⟨

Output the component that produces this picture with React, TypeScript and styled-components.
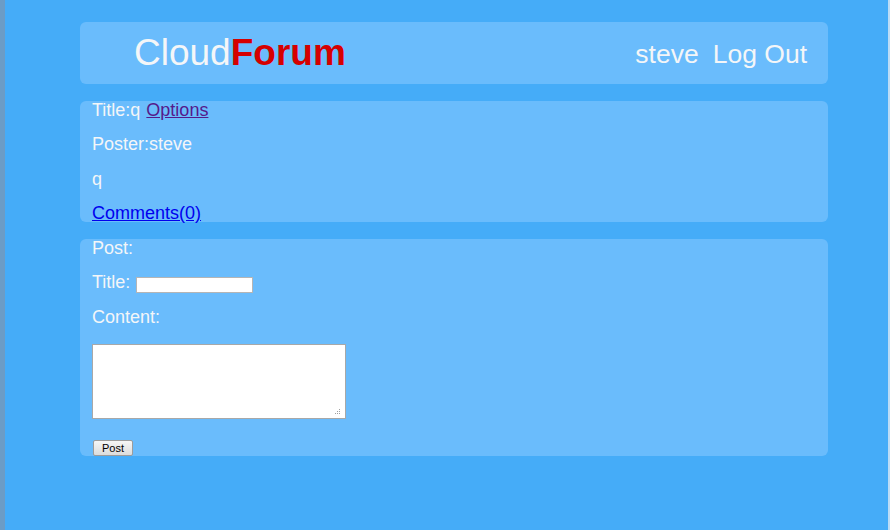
import styled, { createGlobalStyle } from "styled-components";

const GlobalStyle = createGlobalStyle`
  html, body {
    margin: 0;
    padding: 0;
    height: 100%;
  }
  body {
    background: #45acf8;
    font-family: "Liberation Sans", Arial, sans-serif;
  }
`;

const Frame = styled.div`
  box-sizing: border-box;
  width: 890px;
  height: 530px;
  border-left: 5px solid #6b9cc6;
  border-right: 2px solid #bcdcf6;
  padding: 22px 60px 0 75px;
  display: flex;
  flex-direction: column;
  gap: 17px;
`;

const Panel = styled.div`
  background: #6abcfc;
  border-radius: 6px;
  color: #f4f6f8;
`;

const Header = styled(Panel)`
  height: 62px;
  flex-shrink: 0;
  display: flex;
  align-items: center;
  justify-content: space-between;
  padding: 0 21px 0 54px;
`;

const Logo = styled.div`
  font-size: 37px;
  span {
    color: #d60000;
    font-weight: bold;
  }
`;

const UserNav = styled.div`
  display: flex;
  gap: 14px;
  font-size: 26.5px;
  padding-top: 2px;
`;

const Body = styled(Panel)`
  padding: 0 12px;
  display: flex;
  flex-direction: column;
  gap: 16.33px;
  font-size: 18px;
`;

const Line = styled.div`
  height: 18px;
  line-height: 18px;
  display: flex;
  align-items: center;
  gap: 6px;
`;

const Link = styled.a<{ $visited?: boolean }>`
  color: ${(p) => (p.$visited ? "#551a8b" : "#0000ee")};
  text-decoration: underline;
  cursor: pointer;
`;

const TextInput = styled.input`
  box-sizing: border-box;
  width: 117px;
  height: 16px;
  border: 1px solid #b5b5b5;
  background: #fff;
  padding: 0;
  margin: 4px 0 -2px 0;
`;

const Compose = styled.div`
  display: flex;
  flex-direction: column;
  align-items: flex-start;
  padding-top: 1.67px;
`;

const AreaWrap = styled.div`
  position: relative;
  width: 254px;
  height: 75px;
`;

const TextArea = styled.textarea`
  box-sizing: border-box;
  width: 254px;
  height: 75px;
  border: 1px solid #a8a8a8;
  background: #fff;
  margin: 0;
  display: block;
  resize: none;
`;

const Grip = styled.span`
  position: absolute;
  right: 6px;
  bottom: 5px;
  width: 1px;
  height: 1px;
  background: #a0a0a0;
  box-shadow: -2px 0 #a0a0a0, -4px 0 #a0a0a0, 0 -2px #a0a0a0, -2px -2px #a0a0a0,
    0 -4px #a0a0a0;
`;

const Button = styled.button`
  box-sizing: border-box;
  width: 40px;
  height: 16px;
  font-family: "Liberation Sans", Arial, sans-serif;
  font-size: 11px;
  padding: 0;
  color: #000;
  border: 1px solid #9c9c9c;
  border-radius: 2px;
  background: linear-gradient(#f6f6f6, #dcdcdc);
  margin: 21px 0 0 1px;
`;

export default function App() {
  return (
    <>
      <GlobalStyle />
      <Frame>
        <Header>
          <Logo>
            Cloud<span>Forum</span>
          </Logo>
          <UserNav>
            <div>steve</div>
            <div>Log Out</div>
          </UserNav>
        </Header>
        <Body>
          <Line>
            Title:q<Link $visited>Options</Link>
          </Line>
          <Line>Poster:steve</Line>
          <Line>q</Line>
          <Line>
            <Link>Comments(0)</Link>
          </Line>
        </Body>
        <Body>
          <Line>Post:</Line>
          <Line>
            Title:<TextInput type="text" />
          </Line>
          <Line>Content:</Line>
          <Compose>
            <AreaWrap>
              <TextArea />
              <Grip />
            </AreaWrap>
            <Button>Post</Button>
          </Compose>
        </Body>
      </Frame>
    </>
  );
}
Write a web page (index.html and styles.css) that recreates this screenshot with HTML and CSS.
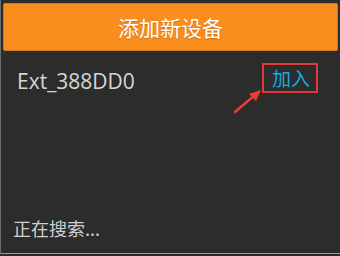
FILE: index.html
```html
<!DOCTYPE html>
<html lang="zh">
<head>
<meta charset="utf-8">
<link rel="stylesheet" href="styles.css">
</head>
<body>
<div class="screen">
  <div class="title-bar">添加新设备</div>
  <div class="device-row">
    <span class="device-name">Ext_388DD0</span>
    <span class="join">加入</span>
    <svg class="arrow" width="30" height="26" viewBox="0 0 30 26">
      <line x1="2" y1="24" x2="22" y2="7" stroke="#f03a32" stroke-width="2.4" stroke-linecap="round"/>
      <polygon points="28,2 16,6 23,13" fill="#f03a32"/>
    </svg>
  </div>
  <div class="spacer"></div>
  <div class="status">正在搜索...</div>
</div>
</body>
</html>
```

FILE: styles.css
```css
html, body {
  margin: 0;
  padding: 0;
  width: 340px;
  height: 256px;
  background: #2b2b2b;
  overflow: hidden;
}
.screen {
  box-sizing: border-box;
  width: 340px;
  height: 254px;
  border-left: 1px solid #6a6a6a;
  border-bottom: 1px solid #9a9a9a;
  background: #2c2c2c;
  display: flex;
  flex-direction: column;
  padding: 3px 2px 0 2px;
  font-family: "Noto Sans CJK SC", "Open Sans", sans-serif;
}
.title-bar {
  height: 48px;
  box-sizing: border-box;
  background: #f98d1e;
  border: 1px solid #d9771a;
  border-radius: 2px;
  color: #ffffff;
  font-size: 21px;
  display: flex;
  align-items: center;
  justify-content: center;
  text-shadow: 0 1px 1px rgba(120, 60, 0, 0.35);
}
.device-row {
  position: relative;
  display: flex;
  align-items: center;
  justify-content: space-between;
  padding: 11px 20px 0 14px;
  height: 31px;
}
.device-name {
  font-family: "Open Sans", "Noto Sans", sans-serif;
  font-size: 21px;
  color: #d6d6d6;
  position: relative;
  top: 3px;
}
.join {
  box-sizing: border-box;
  height: 30px;
  width: 56px;
  border: 2px solid #e0393b;
  color: #1aa8e2;
  font-size: 19px;
  display: flex;
  align-items: center;
  justify-content: center;
  padding-left: 2px;
}
.arrow {
  position: absolute;
  left: 230px;
  top: 37px;
}
.spacer {
  flex: 1;
}
.status {
  padding: 0 0 12px 10px;
  font-size: 18px;
  color: #cfcfcf;
}
```
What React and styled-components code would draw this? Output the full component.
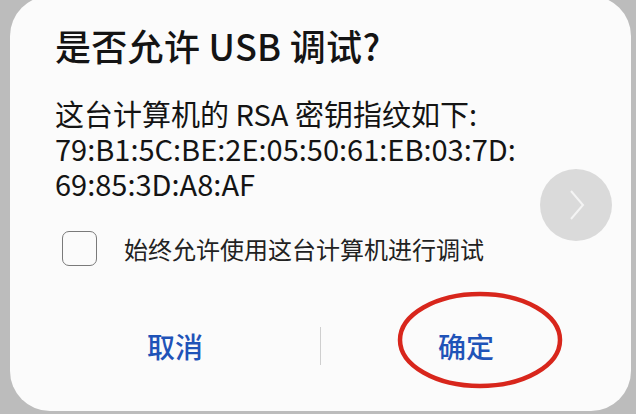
import styled, { createGlobalStyle } from "styled-components";

// USB 调试确认对话框

const GlobalStyle = createGlobalStyle`
  html, body {
    margin: 0;
    padding: 0;
    background: #bcbcbc;
    overflow: hidden;
  }
  body {
    font-family: "Noto Sans CJK SC", "Noto Sans", sans-serif;
    color: #141414;
  }
`;

const Page = styled.div`
  width: 636px;
  height: 414px;
  overflow: hidden;
`;

const Card = styled.div`
  position: relative;
  box-sizing: border-box;
  margin-left: 10px;
  margin-top: -4px;
  width: 621px;
  height: 415px;
  background: #fbfbfb;
  border-radius: 40px;
  padding: 27px 45px 0;
  display: flex;
  flex-direction: column;
`;

const Title = styled.h1`
  margin: 0;
  font-size: 36px;
  line-height: 44px;
  font-weight: 500;
  letter-spacing: 0.3px;
`;

const Message = styled.div`
  margin-top: 29px;
  font-size: 29px;
  font-weight: 400;
`;

const Line = styled.div`
  height: 35px;
  line-height: 35px;
  white-space: nowrap;
`;

const CheckRow = styled.label`
  margin-top: 27px;
  height: 40px;
  display: flex;
  align-items: center;
  gap: 27px;
  font-size: 24px;
  color: #222;
`;

const Box = styled.span`
  margin-left: 7px;
  width: 33px;
  height: 33px;
  border: 1.6px solid #7a7a7a;
  border-radius: 7px;
  flex-shrink: 0;
`;

const Actions = styled.div`
  margin: 48px -25px 0;
  height: 60px;
  display: flex;
  align-items: center;
`;

const ActionButton = styled.button`
  flex: 1;
  height: 60px;
  border: 0;
  background: transparent;
  font-family: inherit;
  font-size: 28px;
  font-weight: 500;
  color: #1f53b8;
  padding: 0;
`;

const Divider = styled.span`
  width: 1px;
  height: 38px;
  background: #cfcfcf;
`;

// 悬浮的灰色圆形按钮
const FloatBall = styled.div`
  position: absolute;
  left: 530px;
  top: 173px;
  width: 72px;
  height: 72px;
  border-radius: 50%;
  background: #dadada;
  display: flex;
  align-items: center;
  justify-content: center;
`;

// 红色圈注
const Ring = styled.svg`
  position: absolute;
  left: 386px;
  top: 294px;
  pointer-events: none;
`;

function App() {
  return (
    <Page>
      <GlobalStyle />
      <Card>
        <Title>是否允许 USB 调试?</Title>
        <Message>
          <Line>这台计算机的 RSA 密钥指纹如下:</Line>
          <Line>79:B1:5C:BE:2E:05:50:61:EB:03:7D:</Line>
          <Line>69:85:3D:A8:AF</Line>
        </Message>
        <CheckRow>
          <Box />
          始终允许使用这台计算机进行调试
        </CheckRow>
        <Actions>
          <ActionButton>取消</ActionButton>
          <Divider />
          <ActionButton>确定</ActionButton>
        </Actions>
        <FloatBall>
          <svg width="24" height="36" viewBox="0 0 24 36">
            <path d="M7 4 L19 18 L7 32" fill="none" stroke="#f4f4f4" strokeWidth="2" />
          </svg>
        </FloatBall>
        <Ring width="168" height="100" viewBox="0 0 168 100">
          <ellipse cx="84" cy="50" rx="80" ry="46" fill="none" stroke="#d8261c" strokeWidth="4.5" />
        </Ring>
      </Card>
    </Page>
  );
}

export default App;
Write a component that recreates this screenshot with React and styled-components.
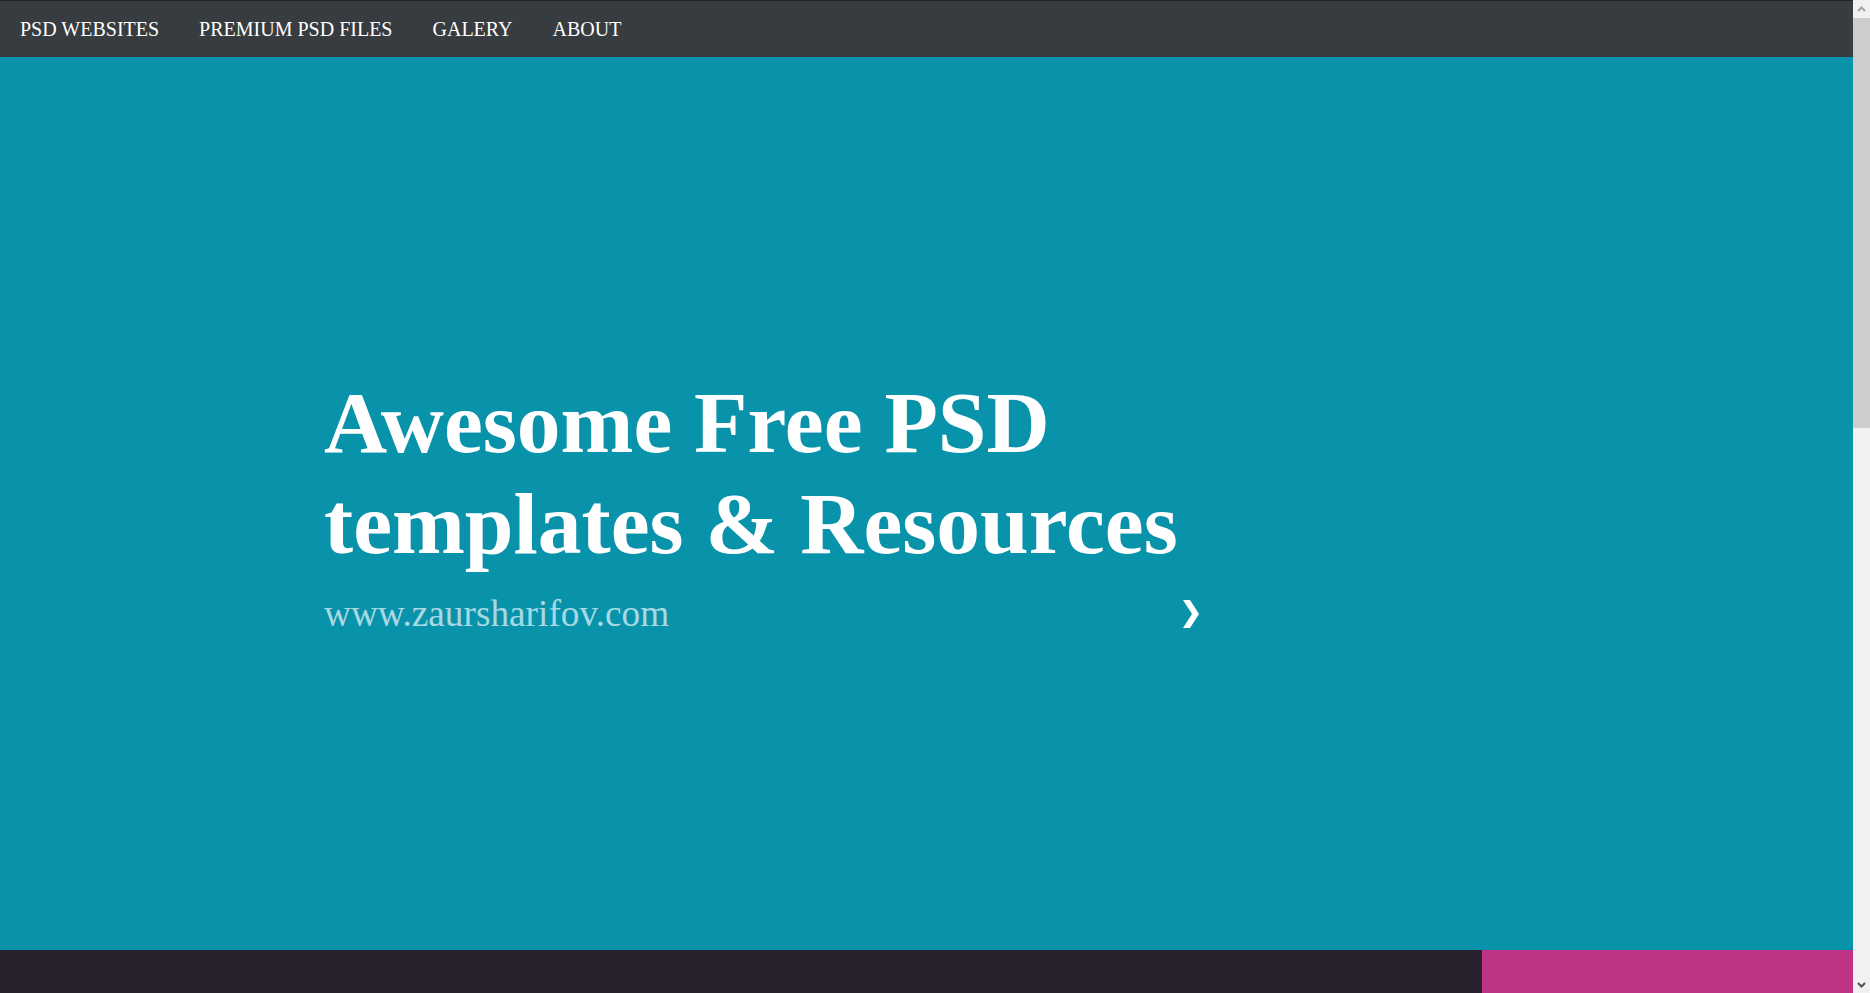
import React from "react";
import styled, { createGlobalStyle } from "styled-components";

const Global = createGlobalStyle`
  html, body { margin: 0; padding: 0; }
  body { font-family: "Liberation Serif", "Times New Roman", serif; background: #27222d; }
  * { box-sizing: border-box; }
`;

const Frame = styled.div`
  display: grid;
  grid-template-columns: 1fr 17px;
  align-items: start;
`;

const Page = styled.main`
  min-width: 0;
`;

const ScrollBar = styled.aside`
  position: sticky;
  top: 0;
  height: 100vh;
  background: #f1f1f1;
  display: flex;
  flex-direction: column;
`;

const ScrollButton = styled.div`
  height: 17px;
  display: flex;
  align-items: center;
  justify-content: center;
  flex: none;
`;

const Thumb = styled.div`
  height: 410px;
  background: #cdcdcd;
  flex: none;
  margin-top: 1px;
`;

const Track = styled.div`
  flex: 1;
`;

const Nav = styled.nav`
  height: 57px;
  background: #373c40;
  border-top: 1px solid #1f2326;
  display: flex;
  align-items: center;
`;

const NavLink = styled.a`
  color: #ffffff;
  font-family: "Liberation Serif", "Times New Roman", serif;
  font-size: 20px;
  text-decoration: none;
  text-transform: uppercase;
  padding: 0 20px;
  line-height: 56px;
`;

const Hero = styled.section`
  height: 893px;
  background: #0993ab;
  display: flex;
  flex-direction: column;
  justify-content: center;
  padding-left: 324px;
`;

const Content = styled.div`
  width: 876px;
`;

const Title = styled.h1`
  margin: 0;
  color: #ffffff;
  font-family: "Liberation Serif", "Times New Roman", serif;
  font-weight: 700;
  font-size: 87.5px;
  line-height: 101px;
`;

const SubRow = styled.div`
  display: flex;
  align-items: center;
  justify-content: space-between;
  margin-top: 18px;
`;

const Sub = styled.a`
  color: #a6d9e2;
  font-family: "Liberation Serif", "Times New Roman", serif;
  font-size: 37.3px;
  text-decoration: none;
  line-height: 43px;
`;

const Arrow = styled.a`
  display: flex;
  width: 17px;
  height: 28px;
`;

const Lower = styled.section`
  display: grid;
  grid-template-columns: 80% 20%;
  height: 1378px;
`;

const Dark = styled.div`
  background: #27222d;
`;

const Pink = styled.div`
  background: #bd3385;
`;

export default function App() {
  return (
    <>
      <Global />
      <Frame>
        <Page>
          <Nav>
            <NavLink href="#">PSD Websites</NavLink>
            <NavLink href="#">Premium PSD Files</NavLink>
            <NavLink href="#">Galery</NavLink>
            <NavLink href="#">About</NavLink>
          </Nav>
          <Hero>
            <Content>
              <Title>Awesome Free PSD templates &amp; Resources</Title>
              <SubRow>
                <Sub href="#">www.zaursharifov.com</Sub>
                <Arrow href="#">
                  <svg width="17" height="28" viewBox="0 0 17 28">
                    <polygon points="0,0 7,0 16,14 7,28 0,28 9,14" fill="#ffffff" />
                  </svg>
                </Arrow>
              </SubRow>
            </Content>
          </Hero>
          <Lower>
            <Dark />
            <Pink />
          </Lower>
        </Page>
        <ScrollBar>
          <ScrollButton>
            <svg width="9" height="6" viewBox="0 0 9 6">
              <path d="M1 5 L4.5 1.5 L8 5" fill="none" stroke="#a3a3a3" strokeWidth="2" />
            </svg>
          </ScrollButton>
          <Thumb />
          <Track />
          <ScrollButton>
            <svg width="9" height="6" viewBox="0 0 9 6">
              <path d="M1 1 L4.5 4.5 L8 1" fill="none" stroke="#505050" strokeWidth="2" />
            </svg>
          </ScrollButton>
        </ScrollBar>
      </Frame>
    </>
  );
}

⟩

WHAT YOU NEED TO DO
Find every line in the listing that holds the string "with", then say how many there are as a bare number.

THE SOLUTION
3